The Efficiency of Gravitational Bremsstrahlung Production in the Collision of Two Schwarzschild Black Holes

TL;DR

This paper investigates the efficiency of gravitational wave emission during head-on collisions of Schwarzschild black holes, using numerical methods to analyze energy extraction and emission patterns.

Contribution

It introduces a numerical approach to model black hole collisions in Robinson-Trautman spacetimes and relates energy efficiency to non-extensive thermostatistics.

Findings

Efficiency relates to the final black hole mass and fits a non-extensive distribution.

Early emission shows a bremsstrahlung angular pattern, evolving to quadrupole form.

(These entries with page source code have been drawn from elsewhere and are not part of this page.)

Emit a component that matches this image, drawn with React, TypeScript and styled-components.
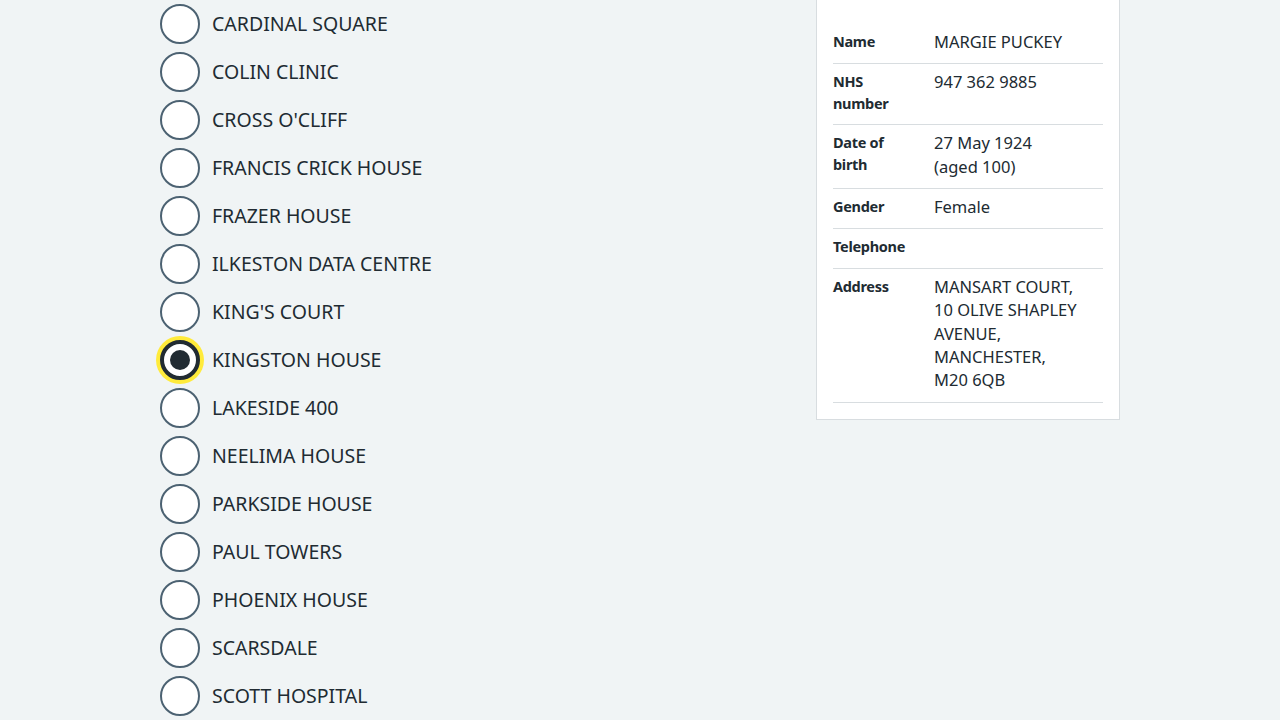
import React from "react";
import styled, { createGlobalStyle } from "styled-components";

const GlobalStyle = createGlobalStyle`
  html, body {
    margin: 0;
    padding: 0;
    background: #f0f4f5;
    color: #212b32;
    font-family: "Noto Sans", "Liberation Sans", Arial, sans-serif;
    overflow: hidden;
  }
  * { box-sizing: border-box; }
`;

const Page = styled.main`
  width: 960px;
  margin: 4px auto 0;
  display: grid;
  grid-template-columns: 640px 304px;
  column-gap: 16px;
  align-items: start;
`;

const RadioList = styled.div`
  display: flex;
  flex-direction: column;
  gap: 8px;
`;

const RadioItem = styled.label`
  display: flex;
  align-items: center;
  gap: 12px;
  height: 40px;
  cursor: pointer;
`;

const RadioCircle = styled.span<{ $checked?: boolean }>`
  position: relative;
  flex: none;
  width: 40px;
  height: 40px;
  border-radius: 50%;
  background: #ffffff;
  border: ${(p) => (p.$checked ? "4px solid #212b32" : "2px solid #4c6272")};
  box-shadow: ${(p) => (p.$checked ? "0 0 0 4px #ffeb3b" : "none")};

  &::after {
    content: "";
    display: ${(p) => (p.$checked ? "block" : "none")};
    position: absolute;
    left: 6px;
    top: 6px;
    width: 20px;
    height: 20px;
    border-radius: 50%;
    background: #212b32;
  }
`;

const RadioLabel = styled.span`
  font-size: 19.5px;
  line-height: 28px;
  margin-top: -1px;
  color: #212b32;
`;

const Card = styled.aside`
  margin-top: -48px;
  background: #ffffff;
  border: 1px solid #d8dde0;
  padding: 67px 16px 16px;
`;

const SummaryList = styled.dl`
  margin: 0;
  display: flex;
  flex-direction: column;
`;

const Row = styled.div`
  display: flex;
  border-bottom: 1px solid #d8dde0;
  padding: 6px 0 10px;
  min-height: 40px;
`;

const Key = styled.dt`
  flex: none;
  width: 101px;
  padding-right: 19px;
  font-size: 14.5px;
  font-weight: 700;
  letter-spacing: -0.3px;
  line-height: 22px;
  margin: 0;
`;

const Value = styled.dd`
  flex: 1;
  margin: 0;
  font-size: 16.5px;
  line-height: 23.3px;
`;

const sites = [
  "CARDINAL SQUARE",
  "COLIN CLINIC",
  "CROSS O'CLIFF",
  "FRANCIS CRICK HOUSE",
  "FRAZER HOUSE",
  "ILKESTON DATA CENTRE",
  "KING'S COURT",
  "KINGSTON HOUSE",
  "LAKESIDE 400",
  "NEELIMA HOUSE",
  "PARKSIDE HOUSE",
  "PAUL TOWERS",
  "PHOENIX HOUSE",
  "SCARSDALE",
  "SCOTT HOSPITAL",
];

const rows: { key: string; value: React.ReactNode }[] = [
  { key: "Name", value: "MARGIE PUCKEY" },
  { key: "NHS number", value: "947 362 9885" },
  {
    key: "Date of birth",
    value: (
      <>
        27 May 1924
        <br />
        (aged 100)
      </>
    ),
  },
  { key: "Gender", value: "Female" },
  { key: "Telephone", value: "" },
  {
    key: "Address",
    value: (
      <>
        MANSART COURT,
        <br />
        10 OLIVE SHAPLEY AVENUE,
        <br />
        MANCHESTER,
        <br />
        M20 6QB
      </>
    ),
  },
];

export default function App() {
  return (
    <>
      <GlobalStyle />
      <Page>
        <RadioList>
          {sites.map((s) => (
            <RadioItem key={s}>
              <RadioCircle $checked={s === "KINGSTON HOUSE"} />
              <RadioLabel>{s}</RadioLabel>
            </RadioItem>
          ))}
        </RadioList>
        <Card>
          <SummaryList>
            {rows.map((r) => (
              <Row key={r.key}>
                <Key>{r.key}</Key>
                <Value>{r.value}</Value>
              </Row>
            ))}
          </SummaryList>
        </Card>
      </Page>
    </>
  );
}
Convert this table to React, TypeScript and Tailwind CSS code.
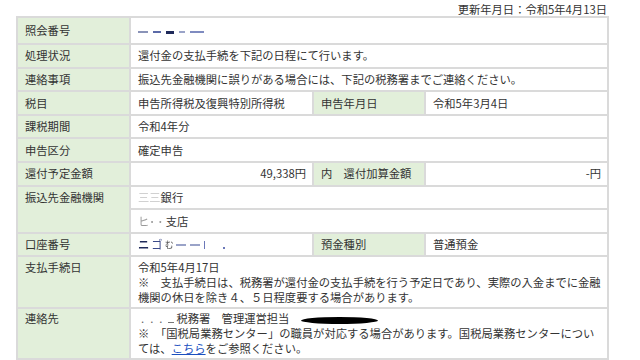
const th = "bg-[#e2efda] border-2 border-[#dadada] pl-[7px] pr-1 py-[3.3px] align-middle text-left font-normal";
const td = "bg-white border-2 border-[#dadada] pl-[7px] pr-[6px] py-[3.3px] align-middle";
const thTop = "bg-[#e2efda] border-2 border-[#dadada] pl-[7px] pr-1 pt-[2.5px] pb-[2px] align-top text-left font-normal";
const tdTop = "bg-white border-2 border-[#dadada] pl-[7px] pr-[6px] pt-[2.5px] pb-[2px] align-top";

function Smudge({ w, c, h = 2 }: { w: number; c: string; h?: number }) {
  return (
    <span
      className="inline-block align-middle mr-[2px] blur-[0.6px]"
      style={{ width: w, height: h, background: c }}
    />
  );
}

export default function App() {
  return (
    <div
      className="w-[640px] h-[360px] overflow-hidden bg-white text-[#333] text-[11.3px] leading-[15px]"
      style={{ fontFamily: '"Noto Sans CJK JP", "Noto Sans", sans-serif' }}
    >
      <div className="w-[593px] ml-4 pt-[2px] h-[16px] text-right pr-[2px]">
        更新年月日：令和5年4月13日
      </div>
      <table className="ml-4 w-[593px] border-collapse table-fixed">
        <colgroup>
          <col className="w-[113px]" />
          <col className="w-[183px]" />
          <col className="w-[112px]" />
          <col />
        </colgroup>
        <tbody>
          <tr>
            <th className={th}>照会番号</th>
            <td className={td} colSpan={3}>
              <span className="inline-flex items-center gap-[3px] h-[15px]">
                <Smudge w={10} c="#8a93b8" />
                <Smudge w={8} c="#5b6aa8" />
                <Smudge w={8} c="#1f2a5a" h={3} />
                <Smudge w={6} c="#9aa3c8" />
                <Smudge w={14} c="#7f8bc0" />
              </span>
            </td>
          </tr>
          <tr>
            <th className={th}>処理状況</th>
            <td className={td} colSpan={3}>還付金の支払手続を下記の日程にて行います。</td>
          </tr>
          <tr>
            <th className={th}>連絡事項</th>
            <td className={td} colSpan={3}>振込先金融機関に誤りがある場合には、下記の税務署までご連絡ください。</td>
          </tr>
          <tr>
            <th className={th}>税目</th>
            <td className={td}>申告所得税及復興特別所得税</td>
            <th className={th}>申告年月日</th>
            <td className={td}>令和5年3月4日</td>
          </tr>
          <tr>
            <th className={th}>課税期間</th>
            <td className={td} colSpan={3}>令和4年分</td>
          </tr>
          <tr>
            <th className={th}>申告区分</th>
            <td className={td} colSpan={3}>確定申告</td>
          </tr>
          <tr>
            <th className={th}>還付予定金額</th>
            <td className={td + " text-right"}>49,338円</td>
            <th className={th}>内　還付加算金額</th>
            <td className={td + " text-right"}>-円</td>
          </tr>
          <tr>
            <th className={th + " !align-top"} rowSpan={2}>振込先金融機関</th>
            <td className={td} colSpan={3}>
              <span className="text-[#c4c4c4] blur-[0.4px]">三三</span>銀行
            </td>
          </tr>
          <tr>
            <td className={td} colSpan={3}>
              <span className="text-[#9a9a9a] blur-[0.3px]">ヒ･  ･</span> 支店
            </td>
          </tr>
          <tr>
            <th className={th}>口座番号</th>
            <td className={td}>
              <span className="inline-flex items-center h-[15px] gap-[2px]">
                <span className="text-[#1f2a5a] font-bold blur-[0.3px]">ニ</span>
                <span className="text-[#3b4a8a] blur-[0.3px]">ゴ</span>
                <span className="text-[#555] text-[9px] blur-[0.3px]">む</span>
                <Smudge w={10} c="#9aa3c8" />
                <Smudge w={10} c="#9aa3c8" />
                <span className="inline-block w-[1px] h-[8px] bg-[#6b78b8] mr-[16px]" />
                <span className="inline-block w-[2px] h-[2px] bg-[#6b78b8] mt-[6px]" />
              </span>
            </td>
            <th className={th}>預金種別</th>
            <td className={td}>普通預金</td>
          </tr>
          <tr>
            <th className={thTop}>支払手続日</th>
            <td className={tdTop} colSpan={3}>
              令和5年4月17日
              <br />
              ※　支払手続日は、税務署が還付金の支払手続を行う予定日であり、実際の入金までに金融
              <br />
              機関の休日を除き４、５日程度要する場合があります。
            </td>
          </tr>
          <tr>
            <th className={thTop}>連絡先</th>
            <td className={tdTop} colSpan={3}>
              <span className="inline-flex items-end gap-[6px] pl-[3px] pr-[2px] text-[#666] align-baseline">
                <span>.</span>
                <span>.</span>
                <span>.</span>
                <span className="inline-block w-[6px] h-[1px] bg-[#777] mb-[3px]" />
              </span>
              税務署　管理運営担当
              <span className="inline-block align-middle ml-[12px] w-[77px] h-[7px] bg-black rounded-[50%]" />
              <br />
              ※　「国税局業務センター」の職員が対応する場合があります。国税局業務センターについ
              <br />
              ては、<span className="text-[#1a4fbf] underline">こちら</span>をご参照ください。
            </td>
          </tr>
        </tbody>
      </table>
    </div>
  );
}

Final black hole mass exceeds the sum of initial masses.

Abstract

We examine the efficiency of gravitational bremsstrahlung production in the process of head-on collision of two boosted Schwarzschild black holes. We constructed initial data for the characteristic initial value problem in Robinson-Trautman spacetimes, that represent two instantaneously stationary Schwarzschild black holes in motion towards each other with the same velocity. The Robinson-Trautman equation was integrated for these initial data using a numerical code based on the Galerkin method. The final resulting configuration is a boosted black hole with Bondi mass greater than the sum of the individual mass of each initial black hole. Two relevant aspects of the process are presented. The first relates the efficiency $\Delta$ of the energy extraction by gravitational wave emission to the mass of the final black hole. This relation is fitted by a distribution function of non-extensive thermostatistics with entropic parameter $q \simeq 1/2$; the result extends and validates analysis based on the linearized theory of gravitational wave emission. The second is a typical bremsstrahlung angular pattern in the early period of emission at the wave zone, a consequence of the deceleration of the black holes as they coalesce; this pattern evolves to a quadrupole form for later times.